A decade ago, only a weekend gig in a major American city would have packed the house. But this is 1988, and the headliner – a thirty-four-year-old long-haired Southerner calling himself Killer Beaz – is playing a Wednesday in Columbia, South Carolina, at one of the half dozen clubs in the six-year-old Punch Line chain. And Punch Line is just one example of the countless comedy franchisers that have popped up in recent years, invading America faster than Benettons, mass-distributing humor that often seems off the rack from Sears.
There are now more than 300 full-time comedy clubs in America, nearly a hundredfold increase from the early Seventies. Go into any one of them, and you will likely hear jokes about the following: 7-Eleven stores, the differences between cats and dogs (or New York and L.A.), Dr. Ruth, Robin Leach, condoms, Star Trek, PMS, televangelists, air travel, fast-food joints (especially anything that plays off McNuggets) — and, lately, Dukakis’s resemblance to Casey Kasem.
Tonight at the Punch Line, Killer Beaz is avoiding those themes; his topics range from starting a kitchen fire (he was too literal following instructions to “cover the bottom of the pan with grease”) to his antiexercise stance (“How do those shoes feel when you run in ’em? Surprised as hell!”). Some of his material is quite good, and his delivery is unusual, but he wouldn’t be where he is today without the comedy boom.
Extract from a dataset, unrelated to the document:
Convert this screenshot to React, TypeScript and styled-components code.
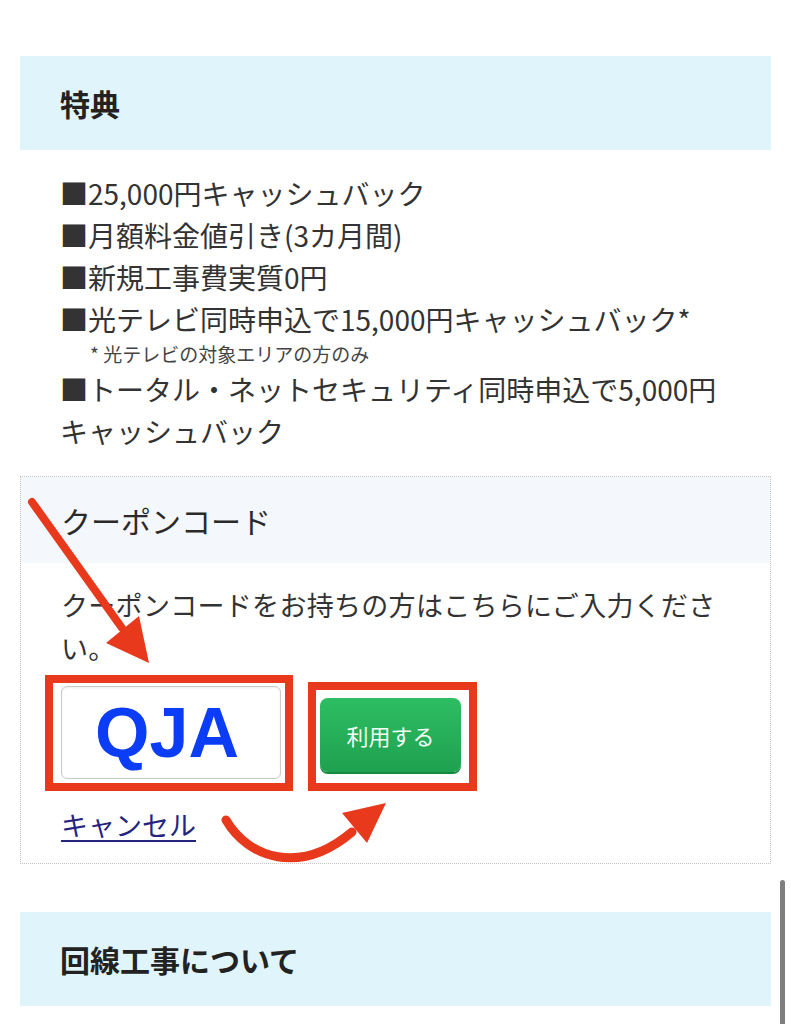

Back in 1979, Beaz was plain old Truett S. Beasley Jr., working days in a music store and playing blues guitar in redneck bars. Three years later, one of the bar owners wanted a comedian to perform, and Beasley, making a symbolic decision for his generation, laid down the guitar and picked up a shtick.
By his count, Beaz did 311 stand-up sets before he ever saw another comedian perform in person. “I worked the worst venues you can play – between sets of rock & roll or country groups,” he says. “People weren’t there to hear me. They’d stand up in the audience and yell across the room, ‘You got any rolling papers?’ One night these two cowboys run up, pulled their pants down and pointed their old butts at me. There was nothing I could do but say, ‘Look – twins!’ ” But eventually the cable channel Showtime named him the funniest man in Mississippi – in 1984, ’85 and ’86. (He has since moved to Nashville; it’s unclear where he ranks among Tennesseans.) Killer Beaz was onto something.
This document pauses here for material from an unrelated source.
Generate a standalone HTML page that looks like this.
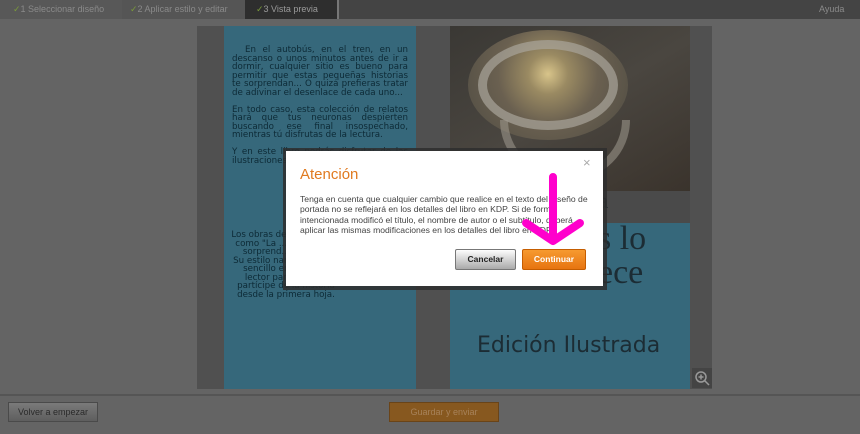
<!DOCTYPE html>
<html><head><meta charset="utf-8"><style>
*{margin:0;padding:0;box-sizing:border-box}
body{width:860px;height:434px;overflow:hidden;background:#646464;font-family:"Liberation Sans",sans-serif;position:relative}
.abs{position:absolute}
.top{left:0;top:0;width:860px;height:19px;background:#4a4a4a}
.step{top:0;height:19px;font-size:9px;color:#8a8a8a;line-height:18px}
.ck{color:#7a9a3a}
.back{font-size:8.7px;line-height:8.5px;color:#0d2a36;text-align:justify;font-family:"DejaVu Sans",sans-serif}
</style></head><body>
<div class="abs top"></div>
<div class="abs" style="left:0;top:0;width:122px;height:19px;background:#585858"></div>
<div class="abs" style="left:122px;top:0;width:123px;height:19px;background:#555"></div>
<div class="abs" style="left:245px;top:0;width:92px;height:19px;background:#2e2e2e"></div>
<div class="abs" style="left:337px;top:0;width:2px;height:19px;background:#777"></div>
<div class="abs" style="left:339px;top:0;width:521px;height:19px;background:#444"></div>
<div class="abs step" style="left:13px"><span class="ck">✓</span>1 Seleccionar diseño</div>
<div class="abs step" style="left:130px"><span class="ck">✓</span>2 Aplicar estilo y editar</div>
<div class="abs step" style="left:256px;color:#9a9a9a"><span class="ck">✓</span>3 Vista previa</div>
<div class="abs step" style="left:819px">Ayuda</div>

<div class="abs" style="left:197px;top:26px;width:515px;height:363px;background:#505050"></div>
<div class="abs" style="left:224px;top:26px;width:192px;height:363px;background:#36687b"></div>
<div class="abs" style="left:450px;top:26px;width:240px;height:363px;background:#36687b"></div>
<div class="abs" style="left:450px;top:26px;width:240px;height:165px;background:linear-gradient(150deg,#3a3834,#4a4640 50%,#3a332c)"></div>
<div class="abs" style="left:468px;top:30px;width:160px;height:110px;border-radius:50%;background:radial-gradient(circle at 50% 40%,#d8c48a 0,#9a8a62 20px,#6a6050 50px,#5a5448 80px)"></div>
<div class="abs" style="left:478px;top:40px;width:140px;height:90px;border:9px solid rgba(170,165,155,.7);border-radius:50%"></div>
<div class="abs" style="left:500px;top:120px;width:130px;height:60px;border:8px solid rgba(160,155,145,.55);border-top:none;border-radius:0 0 60px 60px"></div>
<div class="abs" style="left:450px;top:191px;width:240px;height:32px;background:#4a4a4a"></div>
<div class="abs" style="left:590px;top:188px;font-family:'Liberation Serif',serif;font-size:22px;color:#1f2a30">sa</div>
<div class="abs" style="left:598px;top:222px;font-family:'Liberation Serif',serif;font-size:34px;line-height:34px;color:#1c2c34">s lo<br>ece</div>
<div class="abs" style="left:477px;top:333px;font-family:'DejaVu Sans',sans-serif;font-size:22px;color:#1c2c34">Edición Ilustrada</div>
<div class="abs" style="left:692px;top:368px;width:20px;height:20px;background:#444"></div>
<svg class="abs" style="left:692px;top:368px" width="20" height="20"><circle cx="9" cy="9" r="5" fill="none" stroke="#999" stroke-width="1.5"/><path d="M12.5 12.5L17 17M9 6.5v5M6.5 9h5" stroke="#999" stroke-width="1.5"/></svg>

<div class="abs back" style="left:232px;top:46px;width:176px">&nbsp;&nbsp;En el autobús, en el tren, en un descanso o unos minutos antes de ir a dormir, cualquier sitio es bueno para permitir que estas pequeñas historias te sorprendan... O quizá prefieras tratar de adivinar el desenlace de cada uno...<br><br>En todo caso, esta colección de relatos hará que tus neuronas despierten buscando ese final insospechado, mientras tú disfrutas de la lectura.<br><br>Y en este libro podrás disfrutar de las ilustraciones de Schefret.</div>
<div class="abs back" style="left:230px;top:231px;width:112px;text-align:center">Los obras de Bastos, m... como "La ... caracterí... sorprend... argum...<br>Su estilo narrativo ágil y sencillo envuelve al lector para hacerlo partícipe de la historia desde la primera hoja.</div>

<div class="abs" style="left:0;top:394px;width:860px;height:2px;background:#555"></div>
<div class="abs" style="left:8px;top:402px;width:90px;height:20px;background:linear-gradient(#7a7a7a,#5e5e5e);border:1px solid #4a4a4a;font-size:9px;color:#2a2a2a;text-align:center;line-height:18px">Volver a empezar</div>
<div class="abs" style="left:389px;top:402px;width:110px;height:20px;background:#87581f;border:1px solid #6a4418;font-size:9px;color:#a7825a;text-align:center;line-height:18px">Guardar y enviar</div>

<div class="abs" style="left:283px;top:148px;width:324px;height:142px;background:#2e2e2e;opacity:.85"></div>
<div class="abs" style="left:286px;top:151px;width:317px;height:135px;background:#fff"></div>
<div class="abs" style="left:583px;top:155px;font-size:13px;color:#aaa">×</div>
<div class="abs" style="left:300px;top:166px;font-size:15px;color:#e07a20">Atención</div>
<div class="abs" style="left:300px;top:194px;width:298px;font-size:8.6px;line-height:10.4px;color:#444">Tenga en cuenta que cualquier cambio que realice en el texto del diseño de portada no se reflejará en los detalles del libro en KDP. Si de forma intencionada modificó el título, el nombre de autor o el subtítulo, deberá aplicar las mismas modificaciones en los detalles del libro en KDP.</div>
<div class="abs" style="left:455px;top:249px;width:61px;height:21px;background:linear-gradient(#fdfdfd,#aaa);border:1px solid #777;border-radius:2px;font-size:8.5px;font-weight:bold;color:#222;text-align:center;line-height:19px">Cancelar</div>
<div class="abs" style="left:522px;top:249px;width:64px;height:21px;background:linear-gradient(#f69a30,#e77410);border:1px solid #c55d00;border-radius:2px;font-size:8.5px;font-weight:bold;color:#fff;text-align:center;line-height:19px">Continuar</div>
<svg class="abs" style="left:510px;top:170px" width="90" height="80" viewBox="0 0 90 80"><path d="M43 7V70M16 53L43 71L70 53" fill="none" stroke="#ff00cc" stroke-width="8" stroke-linecap="round" stroke-linejoin="round"/></svg>
</body></html>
These days, everybody is a comedian; even audiences want to get in on the act. The New York club Caroline’s recently held open-mike auditions for stand-ups aged twelve and under. “Comedy’s kind of taken the place of rock & roll,” says veteran comic Richard Belzer. “Kids in the Fifties wanted to strap on a guitar and be Elvis; now they want to be Jay Leno or Eddie Murphy or Steve Martin or Robin Williams.” Snapping off a witty rejoinder has become a national pastime, and many of those who used to get up and dance are now content to chuckle in their seats.
And the funny business has become big business. The better clubs in major metropolitan areas are grossing between $1 million and $1.5 million a year; even those in the suburbs are taking in $600,000 and up. That’s a lot of five-to-fifteen-dollar covers and two-drink minimums.
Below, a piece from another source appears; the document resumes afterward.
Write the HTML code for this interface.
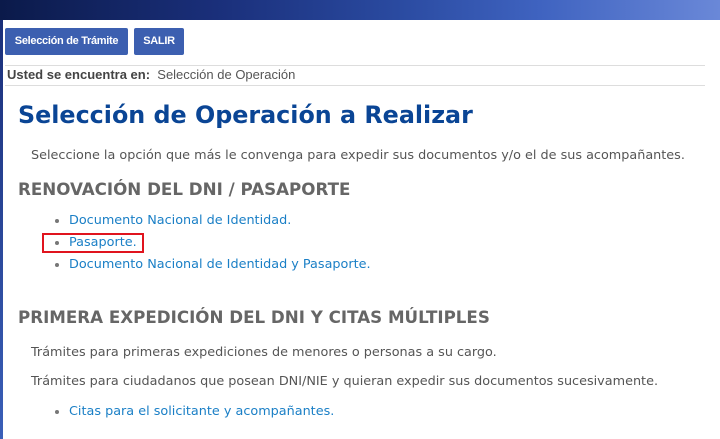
<!DOCTYPE html>
<html><head><meta charset="utf-8"><style>
body{margin:0;width:720px;height:439px;overflow:hidden;background:#fff;font-family:"DejaVu Sans",Verdana,sans-serif;position:relative}
.hdr{position:absolute;left:0;top:0;width:720px;height:20px;background:linear-gradient(90deg,#0b1a4a 0%,#1a2f7a 30%,#2a4aa0 55%,#3f63c0 75%,#6a88d8 100%)}
.strip{position:absolute;left:0;top:20px;width:3px;height:419px;background:linear-gradient(#1a2f7a,#3a5fb8)}
.btn{position:absolute;top:28px;height:27px;background:#3c5fb0;border-radius:2px;color:#fff;font:bold 11px "Liberation Sans",Arial,sans-serif;line-height:27px;text-align:center;letter-spacing:-0.3px}
.line{position:absolute;left:5px;width:700px;height:1px;background:#ddd}
.t{position:absolute;white-space:nowrap}
.li{position:absolute;font-size:12.8px;color:#1a7fc6;white-space:nowrap;line-height:18px}
.li:before{content:"";position:absolute;left:-14px;top:7px;width:4px;height:4px;border-radius:2px;background:#777}
</style></head><body>
<div class="hdr"></div><div class="strip"></div>
<div class="btn" style="left:5px;width:123px">Selección de Trámite</div>
<div class="btn" style="left:134px;width:50px">SALIR</div>
<div class="line" style="top:65px"></div>
<div class="t" style="left:7px;top:66px;font:13px 'Liberation Sans',Arial,sans-serif;color:#555;line-height:18px"><b style="color:#444">Usted se encuentra en:</b>&nbsp; Selección de Operación</div>
<div class="line" style="top:85px"></div>
<div class="t" style="left:18px;top:98px;font-size:23.8px;font-weight:bold;color:#0a4595;line-height:34px">Selección de Operación a Realizar</div>
<div class="t" style="left:31px;top:147px;font-size:12.8px;color:#555;line-height:18px">Seleccione la opción que más le convenga para expedir sus documentos y/o el de sus acompañantes.</div>
<div class="t" style="left:18px;top:178px;font-size:16.7px;font-weight:bold;color:#666;line-height:22px">RENOVACIÓN DEL DNI / PASAPORTE</div>
<div class="li" style="left:69px;top:212px">Documento Nacional de Identidad.</div>
<div class="li" style="left:69px;top:234px">Pasaporte.</div>
<div style="position:absolute;left:42px;top:233px;width:98px;height:16px;border:2px solid #e0141e"></div>
<div class="li" style="left:69px;top:256px">Documento Nacional de Identidad y Pasaporte.</div>
<div class="t" style="left:18px;top:306px;font-size:16.7px;font-weight:bold;color:#666;line-height:22px">PRIMERA EXPEDICIÓN DEL DNI Y CITAS MÚLTIPLES</div>
<div class="t" style="left:31px;top:344px;font-size:12.8px;color:#555;line-height:18px">Trámites para primeras expediciones de menores o personas a su cargo.</div>
<div class="t" style="left:31px;top:373px;font-size:12.8px;color:#555;line-height:18px">Trámites para ciudadanos que posean DNI/NIE y quieran expedir sus documentos sucesivamente.</div>
<div class="li" style="left:69px;top:403px">Citas para el solicitante y acompañantes.</div>
</body></html>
Back in 1953, outlets for stand-up were so rare that the political-minded comic Mort Sahl broke in playing an eighty-three-seat beatnik dive in San Francisco called the hungry i. In the intervening decades, only a select few clubs reigned: Pips, in Brooklyn; Manhattan’s Improvisation and Catch a Rising Star (a.k.a. the Improv and Catch); and L.A.’s Comedy Store. (Chicago was specializing in comedy troupes like Second City.)
There has been a Blob-like proliferation of comedy chains, including Coconuts, Bob Zany’s Comedy Outlets (not to be confused with Zanies Comedy Nite Clubs), Comic Strips, Comedy Houses, Laff Stops, Funny Bones, Laughs Unlimiteds, Charlie Goodnights, Comedy Works, Last Laughs and Punch Lines. Not to mention innumerable places scattered across the country that host one-nighters – from rock clubs to bowling alleys.
It seems that for every comedy club that opens up, a rock club closes down. Catch a Rising Star chairman and CEO Richard Fields, who used to manage rock bands, produce theater and do political consulting, says, “The folks who were going to rock concerts ten years ago don’t want to go to big arenas for a music show and be thrown up on and hassled. Comedy clubs are accessible, economical and intimate.”
And top-of-the-line clubs like Catch have been franchising that happy formula. The club opened in 1972; until two years ago, New York was its sole location. Now there are five of them, and Fields plans to have twenty-one by late 1989, as well as a record label and numerous television projects. There are also now three Comedy Stores and nine Improvs.